## What is needed
Reproduce the listing below without changes, except that pictures are left out.

## Data block

┌────────

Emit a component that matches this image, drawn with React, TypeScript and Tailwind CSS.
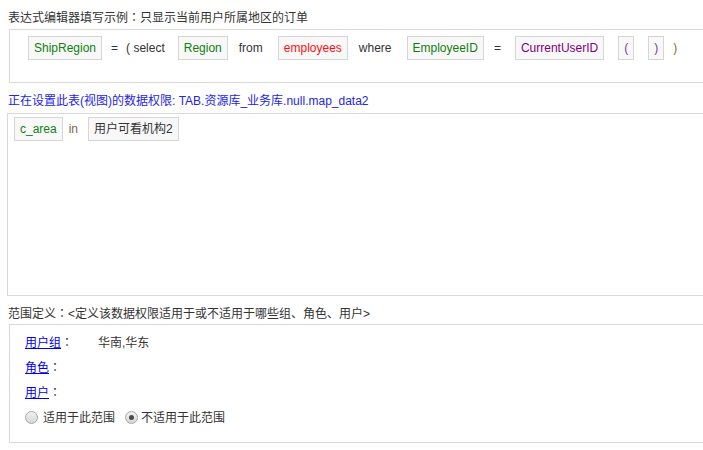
import React from 'react'

const font = { fontFamily: '"Liberation Sans", "Noto Sans CJK SC", sans-serif' }
const tcFont = { fontFamily: '"Noto Sans CJK TC", "Noto Sans CJK SC", sans-serif' }

// full-width colon, centred in its cell as in the original
const Colon = () => <span style={tcFont} className="leading-none">：</span>

interface ChipProps {
	text: string
	color: string
	tight?: boolean
}

const Chip = ({ text, color, tight }: ChipProps) => (
	<span
		className={
			'inline-flex h-[24px] items-center border border-[#d6d6d6] bg-[#f8f8f8] px-[5px] whitespace-nowrap ' +
			(tight ? 'ml-[6px] mr-[2px] ' : 'ml-[9px] mr-[5px] ') +
			color
		}
	>
		{text}
	</span>
)

const Word = ({ text, color = 'text-[#333]', space = 'mx-[4px]' }: { text: string; color?: string; space?: string }) => (
	<span className={'inline-flex h-[24px] items-center whitespace-pre ' + space + ' ' + color}>
		{text}
	</span>
)

const Radio = ({ checked }: { checked?: boolean }) => (
	<span className="inline-flex h-[13px] w-[13px] items-center justify-center rounded-full border border-[#a9a9a9] bg-gradient-to-b from-[#f2f2f2] to-[#d6d6d6]">
		{checked && <span className="h-[5px] w-[5px] rounded-full bg-[#4a4a4a]" />}
	</span>
)

const ScopeRow = ({ label, value }: { label: string; value?: string }) => (
	<div className="flex h-[25px] items-center">
		<span className="inline-block w-[73px]">
			<a href="#" className="text-[#0000ee] underline">{label}</a>
			<Colon />
		</span>
		{value && <span>{value}</span>}
	</div>
)

const App = () => {
	return (
		<div style={font} className="h-[450px] w-[703px] overflow-hidden bg-white text-[12px] text-[#333]">
			<div className="mt-[10px] h-[17px] pl-[8px] leading-[17px]">表达式编辑器填写示例<Colon />只显示当前用户所属地区的订单</div>
			<div className="ml-[9px] mt-[2px] h-[54px] w-[720px] border border-[#d9d9d9]">
				<div className="flex items-start pl-[9px] pt-[6px]">
					<Chip text="ShipRegion" color="text-[#108010]" />
					<Word text="=" />
					<Word text="( select" />
					<Chip text="Region" color="text-[#108010]" />
					<Word text="from" space="mx-[6px]" />
					<Chip text="employees" color="text-[#ff1010]" />
					<Word text="where" space="mx-[6px]" />
					<Chip text="EmployeeID" color="text-[#108010]" />
					<Word text="=" space="mx-[5px]" />
					<Chip text="CurrentUserID" color="text-[#800080]" />
					<Chip text="(" color="text-[#7a3aa0]" />
					<Chip text=")" color="text-[#7a3aa0]" />
					<Word text=")" color="text-[#8a6a30]" />
				</div>
			</div>

			<div className="mt-[10px] h-[17px] pl-[8px] leading-[17px] text-[#2424e8]">
				正在设置此表(视图)的数据权限: TAB.资源库_业务库.null.map_data2
			</div>
			<div className="ml-[7px] mt-[3px] h-[183px] w-[720px] border border-[#d9d9d9]">
				<div className="flex items-start pt-[3px]">
					<Chip text="c_area" color="text-[#108010]" tight />
					<Word text="in" color="text-[#7d6a3c]" space="mx-[4px]" />
					<Chip text="用户可看机构2" color="text-[#333]" tight />
				</div>
			</div>

			<div className="mt-[10px] h-[17px] pl-[8px] leading-[17px]">范围定义<Colon />&lt;定义该数据权限适用于或不适用于哪些组、角色、用户&gt;</div>
			<div className="ml-[9px] mt-[1px] h-[119px] w-[720px] border border-[#d9d9d9] pl-[15px] pt-[5px]">
				<ScopeRow label="用户组" value="华南,华东" />
				<ScopeRow label="角色" />
				<ScopeRow label="用户" />
				<div className="flex h-[25px] items-center">
					<Radio />
					<span className="ml-[5px]">适用于此范围</span>
					<span className="ml-[10px] flex"><Radio checked /></span>
					<span className="ml-[3px]">不适用于此范围</span>
				</div>
			</div>
		</div>
	)
}

export default App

└────────

## Answer below
Emit a component that matches this image, drawn with React, TypeScript and Tailwind CSS.
import React from 'react'

const font = { fontFamily: '"Liberation Sans", "Noto Sans CJK SC", sans-serif' }
const tcFont = { fontFamily: '"Noto Sans CJK TC", "Noto Sans CJK SC", sans-serif' }

// full-width colon, centred in its cell as in the original
const Colon = () => <span style={tcFont} className="leading-none">：</span>

interface ChipProps {
	text: string
	color: string
	tight?: boolean
}

const Chip = ({ text, color, tight }: ChipProps) => (
	<span
		className={
			'inline-flex h-[24px] items-center border border-[#d6d6d6] bg-[#f8f8f8] px-[5px] whitespace-nowrap ' +
			(tight ? 'ml-[6px] mr-[2px] ' : 'ml-[9px] mr-[5px] ') +
			color
		}
	>
		{text}
	</span>
)

const Word = ({ text, color = 'text-[#333]', space = 'mx-[4px]' }: { text: string; color?: string; space?: string }) => (
	<span className={'inline-flex h-[24px] items-center whitespace-pre ' + space + ' ' + color}>
		{text}
	</span>
)

const Radio = ({ checked }: { checked?: boolean }) => (
	<span className="inline-flex h-[13px] w-[13px] items-center justify-center rounded-full border border-[#a9a9a9] bg-gradient-to-b from-[#f2f2f2] to-[#d6d6d6]">
		{checked && <span className="h-[5px] w-[5px] rounded-full bg-[#4a4a4a]" />}
	</span>
)

const ScopeRow = ({ label, value }: { label: string; value?: string }) => (
	<div className="flex h-[25px] items-center">
		<span className="inline-block w-[73px]">
			<a href="#" className="text-[#0000ee] underline">{label}</a>
			<Colon />
		</span>
		{value && <span>{value}</span>}
	</div>
)

const App = () => {
	return (
		<div style={font} className="h-[450px] w-[703px] overflow-hidden bg-white text-[12px] text-[#333]">
			<div className="mt-[10px] h-[17px] pl-[8px] leading-[17px]">表达式编辑器填写示例<Colon />只显示当前用户所属地区的订单</div>
			<div className="ml-[9px] mt-[2px] h-[54px] w-[720px] border border-[#d9d9d9]">
				<div className="flex items-start pl-[9px] pt-[6px]">
					<Chip text="ShipRegion" color="text-[#108010]" />
					<Word text="=" />
					<Word text="( select" />
					<Chip text="Region" color="text-[#108010]" />
					<Word text="from" space="mx-[6px]" />
					<Chip text="employees" color="text-[#ff1010]" />
					<Word text="where" space="mx-[6px]" />
					<Chip text="EmployeeID" color="text-[#108010]" />
					<Word text="=" space="mx-[5px]" />
					<Chip text="CurrentUserID" color="text-[#800080]" />
					<Chip text="(" color="text-[#7a3aa0]" />
					<Chip text=")" color="text-[#7a3aa0]" />
					<Word text=")" color="text-[#8a6a30]" />
				</div>
			</div>

			<div className="mt-[10px] h-[17px] pl-[8px] leading-[17px] text-[#2424e8]">
				正在设置此表(视图)的数据权限: TAB.资源库_业务库.null.map_data2
			</div>
			<div className="ml-[7px] mt-[3px] h-[183px] w-[720px] border border-[#d9d9d9]">
				<div className="flex items-start pt-[3px]">
					<Chip text="c_area" color="text-[#108010]" tight />
					<Word text="in" color="text-[#7d6a3c]" space="mx-[4px]" />
					<Chip text="用户可看机构2" color="text-[#333]" tight />
				</div>
			</div>

			<div className="mt-[10px] h-[17px] pl-[8px] leading-[17px]">范围定义<Colon />&lt;定义该数据权限适用于或不适用于哪些组、角色、用户&gt;</div>
			<div className="ml-[9px] mt-[1px] h-[119px] w-[720px] border border-[#d9d9d9] pl-[15px] pt-[5px]">
				<ScopeRow label="用户组" value="华南,华东" />
				<ScopeRow label="角色" />
				<ScopeRow label="用户" />
				<div className="flex h-[25px] items-center">
					<Radio />
					<span className="ml-[5px]">适用于此范围</span>
					<span className="ml-[10px] flex"><Radio checked /></span>
					<span className="ml-[3px]">不适用于此范围</span>
				</div>
			</div>
		</div>
	)
}

export default App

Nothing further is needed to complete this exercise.